Sirisena later claimed that his intelligence officials did not tell him of the alleged plot, either, and fired his police chief and defense secretary.

Sri Lankan police took a week to shut down the NTJ’s headquarters and raided the place just this weekend. Sri Lanka’s Daily Mirror reported Sunday that police arrested a man at the location Sunday and found evidence that jihadists were using the location for “making bombs, testing them, target practice and other illegal activities.”

The person arrested during that raid told police that Mohamed Rilwan Hashim, the brother of the suspected mastermind of the Easter bombing, had trained with his brother and blew up his hand and face on one occasion in 2007, losing several fingers and eyesight in one eye.
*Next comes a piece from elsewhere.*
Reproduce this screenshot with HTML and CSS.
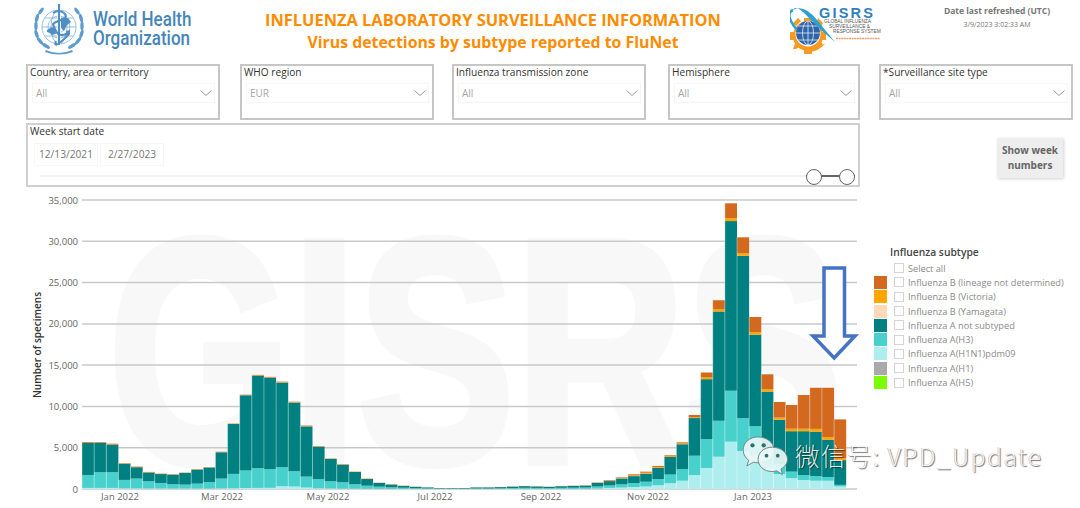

The Mirror reported that police confirmed through hospital records that the claim was true – a man came to the local hospital with wounds clearly caused by an improvised bomb, received treatment, and was allowed to leave without police being notified of the incident.

Sri Lanka is currently preparing for nationwide elections, which President Sirisena asserted Saturday would go on as planned despite the threat of jihadist attacks.

“Elections cannot be postponed, therefore before the elections, I will bring about stability and I will eradicate terrorism,” Sirisena said in remarks to Reuters. “We have already identified all active members of the group and it’s a case of now arresting them.”

Sirisena admitted that up to 30 individuals with ties to the attack were “still at large” as of Saturday, but insisted that there is no intelligence suggesting they are planning further suicide bombings and that police are working to swiftly take them off the streets.

Sirisena said he would schedule elections between November and December.

While investigations continue, Christians have been unable to return to Mass on Sunday or send their children to school. Catholic clergy canceled Mass for the last two weeks, televising the service and urging believers to tune in. Schools reopened on Monday, but turnout was reportedly extremely low. In one school, Ada Derana reported, only 50 of the 3,000 students enrolled showed up for their first day since the attacks.